- Rodin, c. 1980s
- Native name: Виктор Семёнович Родин
- Born: 19 November 1928 Dubrovka village, Bednodemyanovsky District, Penza Oblast, RSFSR, Soviet Union
- Died: 17 September 2011 (aged 82) Moscow, Russia
- Buried: Troyekurovskoye Cemetery
- Allegiance: Soviet Union
- Branch: Strategic Missile Forces
- Service years: 1949–1991
- Rank: Colonel general
- Commands: Strategic Missile Forces Political Directorate
- Conflicts: Soviet–Afghan War
- Awards: Order of the October Revolution; Order of the Red Banner; Order of the Red Star (2); Order for Service to the Homeland in the Armed Forces of the USSR, 2nd class; Order for Service to the Homeland in the Armed Forces of the USSR, 3rd class;

= Viktor Rodin =

Viktor Semyonovich Rodin (Russian: Виктор Семёнович Родин; 19 November 1928 – 17 September 2011) was a Soviet Strategic Missile Forces colonel general. Rodin was the head of the Strategic Missile Forces Political Directorate between 1985 and 1992 and also a Candidate Member of the Central Committee of the Communist Party of the Soviet Union between 1986 and 1990.

== Early life ==
Rodin was born on 19 November 1928 to a peasant family in the village of Dubrovka in Penza Oblast. After graduating from seventh grade, he enrolled in the Bednodemyanovsky College of Agricultural Mechanization. He became a Komsomol member in January 1944. In 1947 he became secretary of the local Komsomol District Committee.

== Military service ==
In 1949, Rodin was drafted into the Soviet Army. He became Komsomol committee secretary of a military base in 1951. In 1954, he graduated from the Leningrad Military-Political School. He became political officer of a motor rifle regiment with the rank of captain. Rodin graduated from Distance Education courses at the Military-Political School in 1964. After the end of the courses he became deputy political officer of a motor rifle division. In 1966 he became the political officer of the division. In 1967, Rodin was awarded a first Order of the Red Star. In 1969, he graduated from the Military Academy of the General Staff. In 1975, he was awarded the Order for Service to the Homeland in the Armed Forces of the USSR 3rd class.
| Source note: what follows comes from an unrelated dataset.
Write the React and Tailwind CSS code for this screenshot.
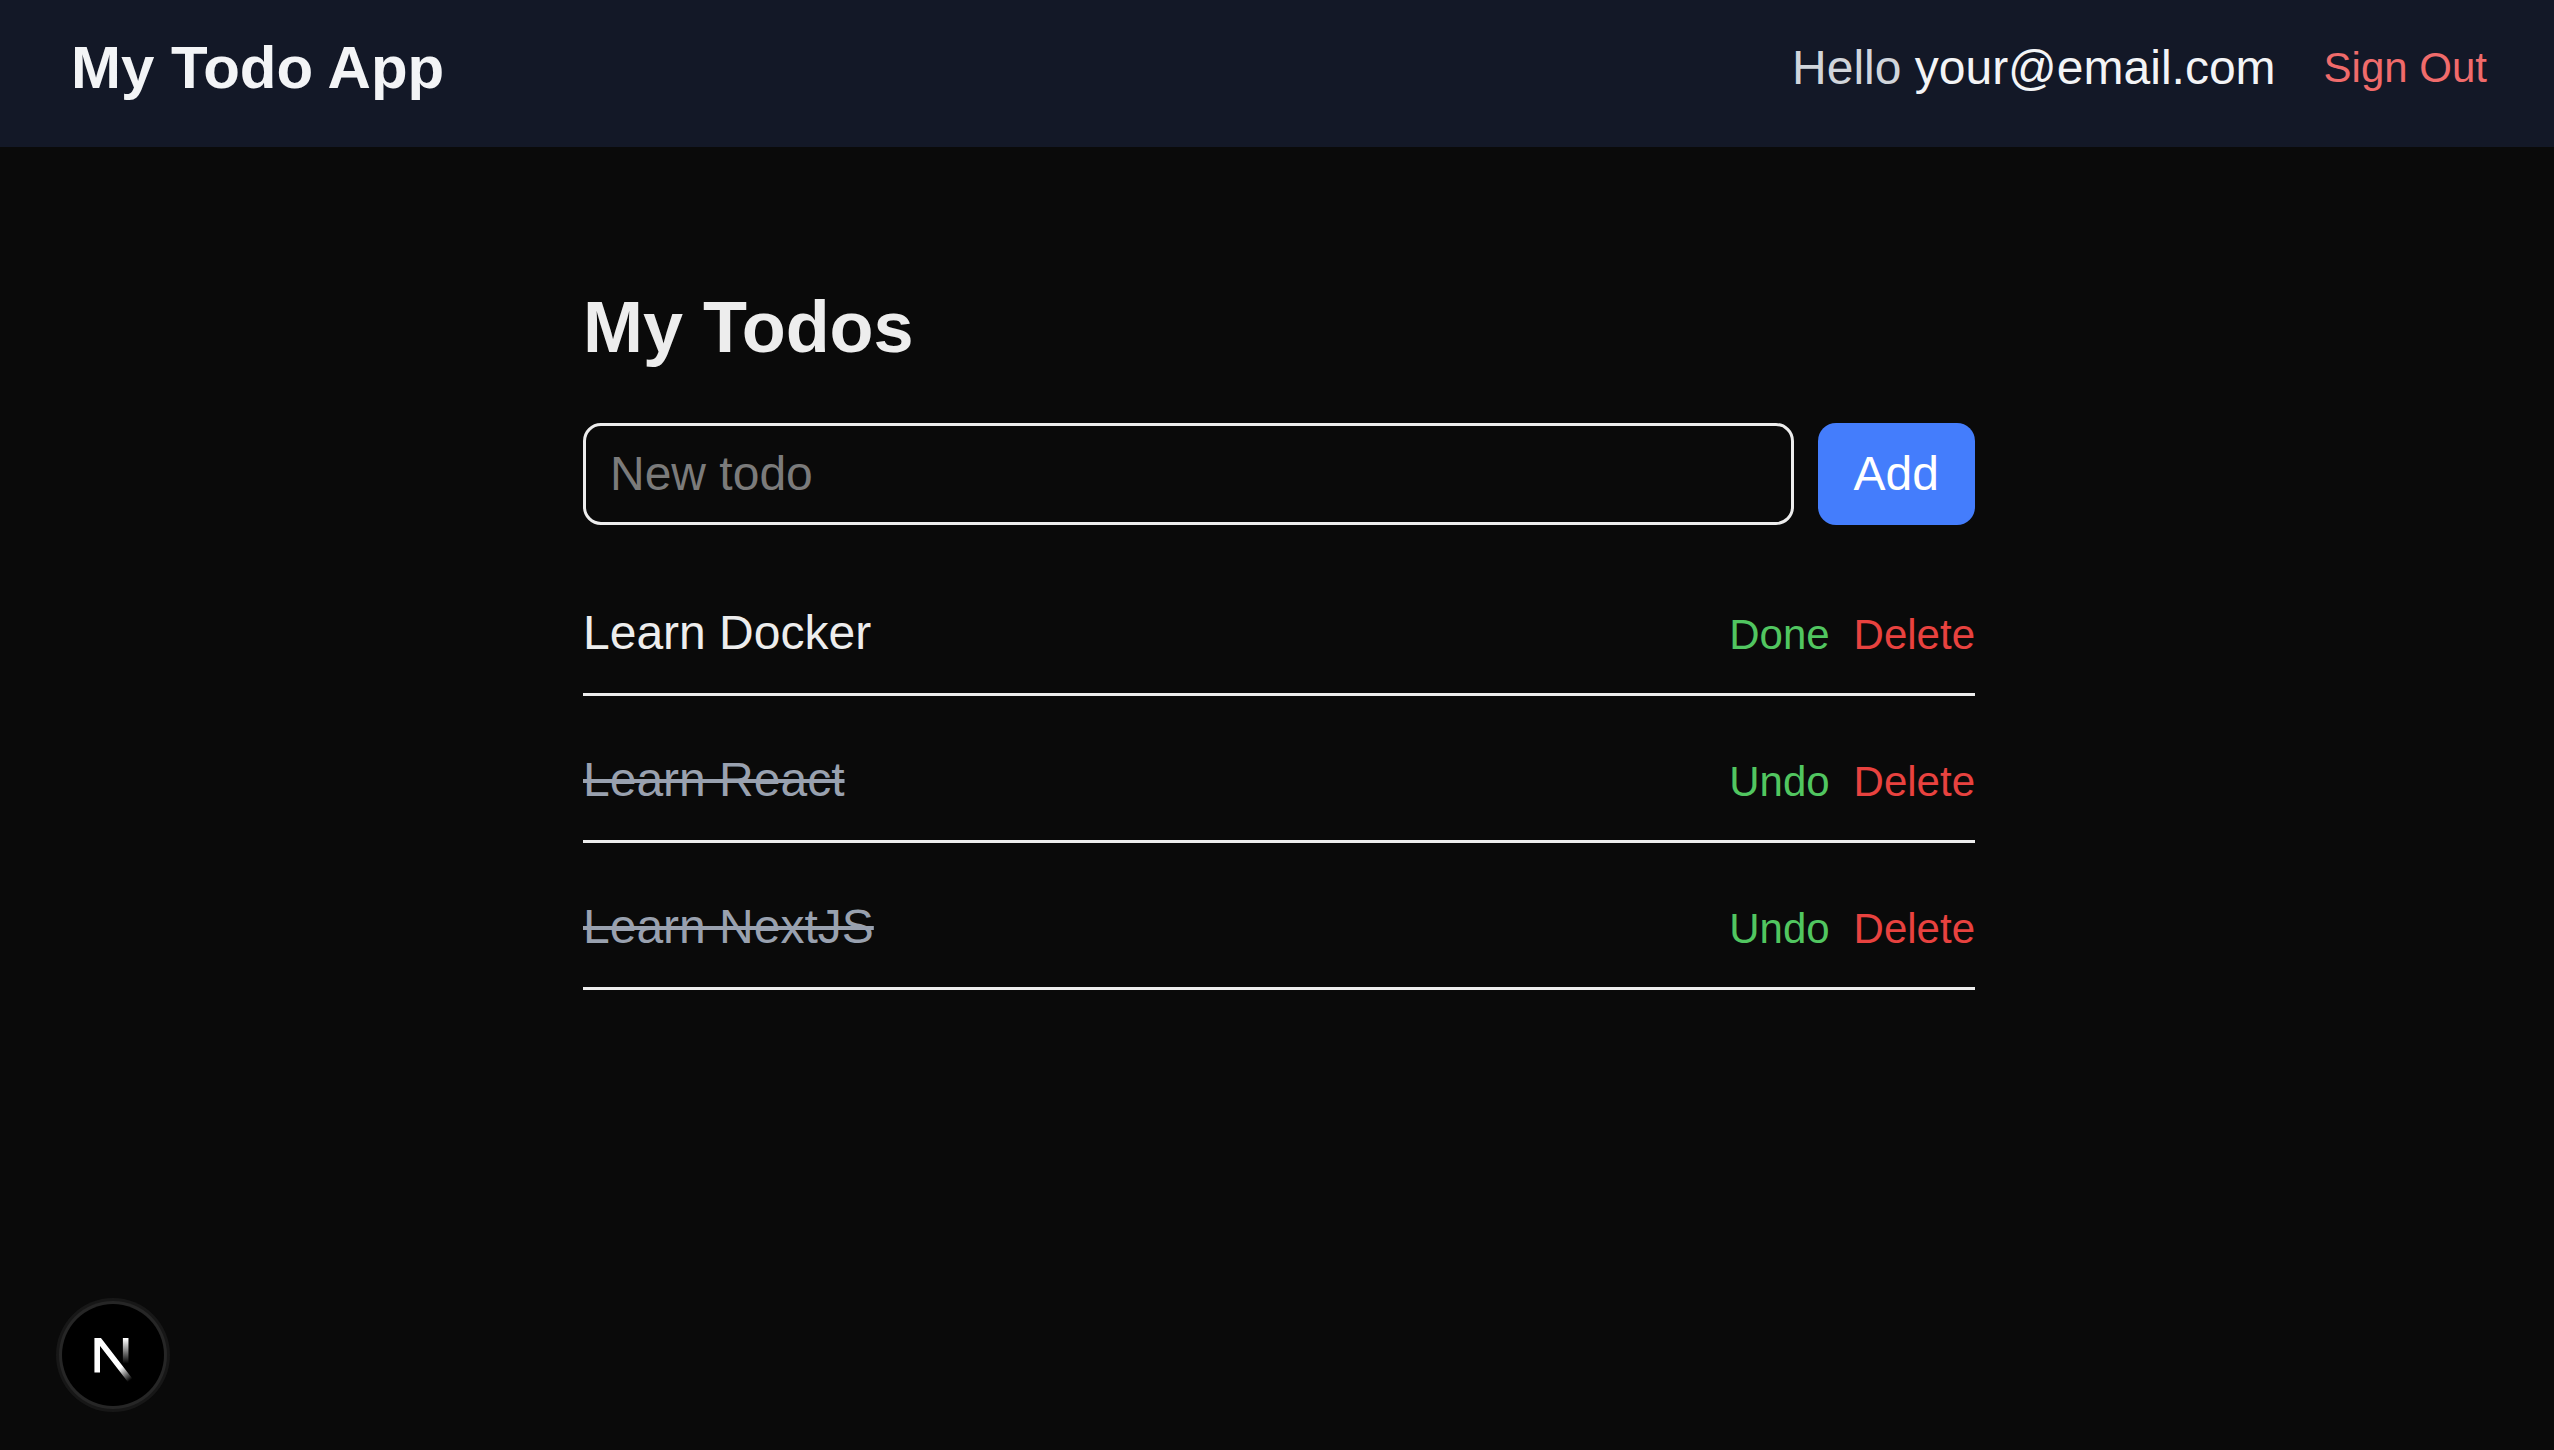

Rodin was head of the Political Directorate of the Turkestan Military District, Kiev Military District and the South-Western Theatre of Military Operations (TVD). In 1979, he was awarded a second Order of the Red Star. Rodin received the Order of the Red Banner in 1980. He served with the 40th Army in the Soviet–Afghan War. In 1982 he was promoted to colonel general. On 14 December 1985 he became head of the Political Directorate of the Strategic Missile Forces. He was awarded the Order of the October Revolution. In 1990, Rodin was awarded the Order for Service to the Homeland in the Armed Forces of the USSR 3rd class. In November 1991 he transferred to the reserve.

== Later life ==
Rodin lived in Moscow. He died on 17 September 2011 and was buried in the Troyekurovskoye Cemetery.

== Personal life ==
Rodin married Nadezhda Semyonovna and had two daughters.